Stein’s crime was foolish, as he admitted yesterday. He splurged on the high life — fabulous Hampton rentals, travel, and restaurants — rather than paying his fair share of taxes. “It was willful, sir,” he told U.S. Magistrate Judge Ronald Ellis in court. “There’s no question about it. It was willful. It was stupid.”

But what’s really interesting is that Stein’s wicked ways have led prosecutors to two mammoth frauds in two totally separate investigations.

First there’s this one: Bloomberg News‘s Patricia Hurtado notes today that federal prosecutors were investigating a shell company created by Stein called Wind River LLC when they noticed his dealings with Kenneth Ira Starr, investment adviser to celebrities like Sylvester Stallone and Mike Nichols as well as the everyday fabulously wealthy. The feds soon charged Starr with stealing some $59 million from his clients. Starr, whose fondness for pole dancers made him another tabloid favorite, pled guilty in September.

Then there’s Andrew Cuomo’s massive probe into the state pension system which, as the Voice has reported, began only after investigators began following Stein’s muddy footprints as a favor-seeking investment broker.

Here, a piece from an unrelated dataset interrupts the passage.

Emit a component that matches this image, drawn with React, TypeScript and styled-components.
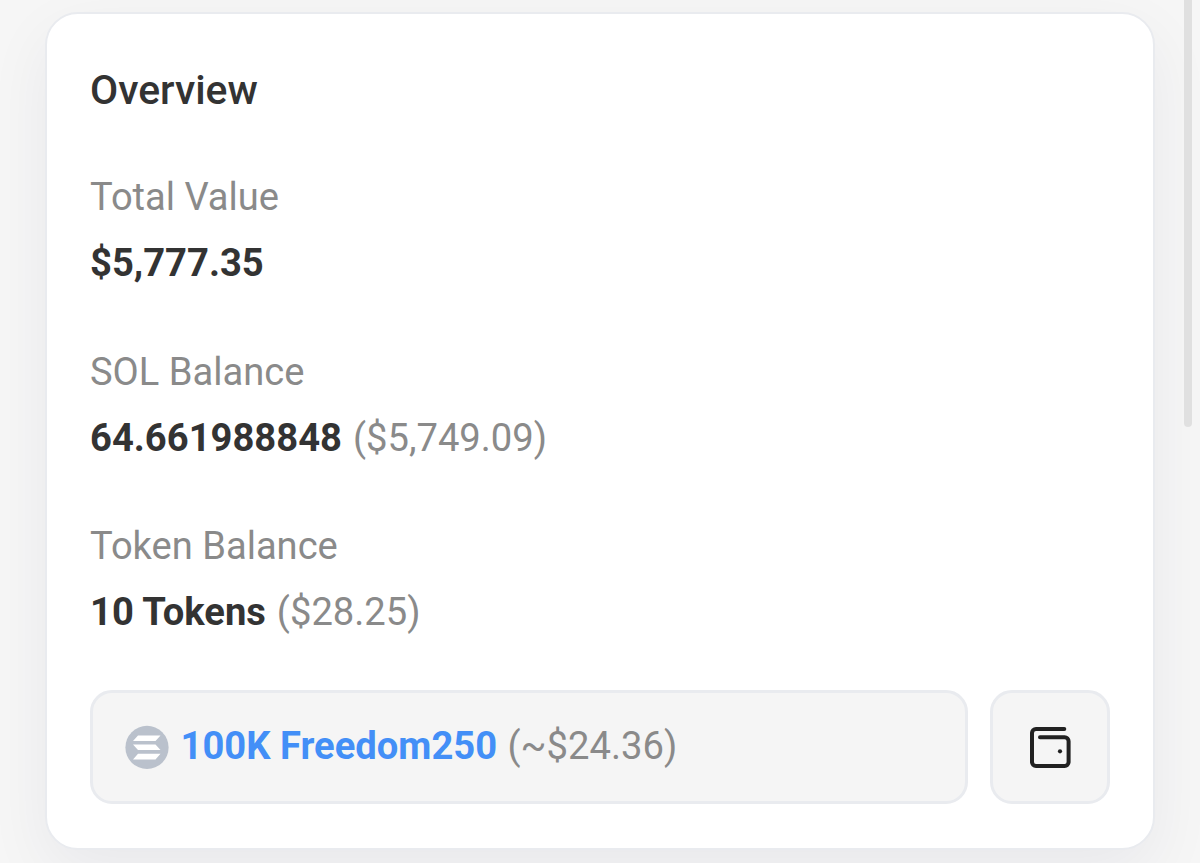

That epic scandal has now resulted in eight guilty pleas, including that of former city comptroller Alan Hevesi, and political guru Hank Morris.

Stein was never charged in the case, but his dalliance with former TV star Peggy Lipton is what sparked it in the first place.

He also caught a break that Cuomo’s probers didn’t extend their investigation to the city pension system. The Voice found that even as Cuomo was trying to block these insider placement agents who brought little more than their own political influence to the table, Stein shamelessly continued making huge fees off of deals he cut with city pension officials.

Maybe he felt entitled to them, having missed the mayoral ring on the merry-go-round. Stein comes from one of the city’s royal families. His father, Jerry Finkelstein, was long a true power broker. He was city planning commissioner under Mayor Bill O’Dwyer and later publisher of the New York Law Journal. He knew not only where all the bodies were buried, but also those who didn’t know they would be buried. He so loved his name-shortened son that, in the early ’90s, he bought up weekly newspapers all over the city so that they would be there to promote the mayoral campaign.

That wasn’t to be. It must hurt the old man greatly now to see the son shamed in public. Actually, it’s no sure bet that, even now, Andrew Stein feels any shame. He’s just not built that way. Maybe when they take away the toup he’ll start to feel it.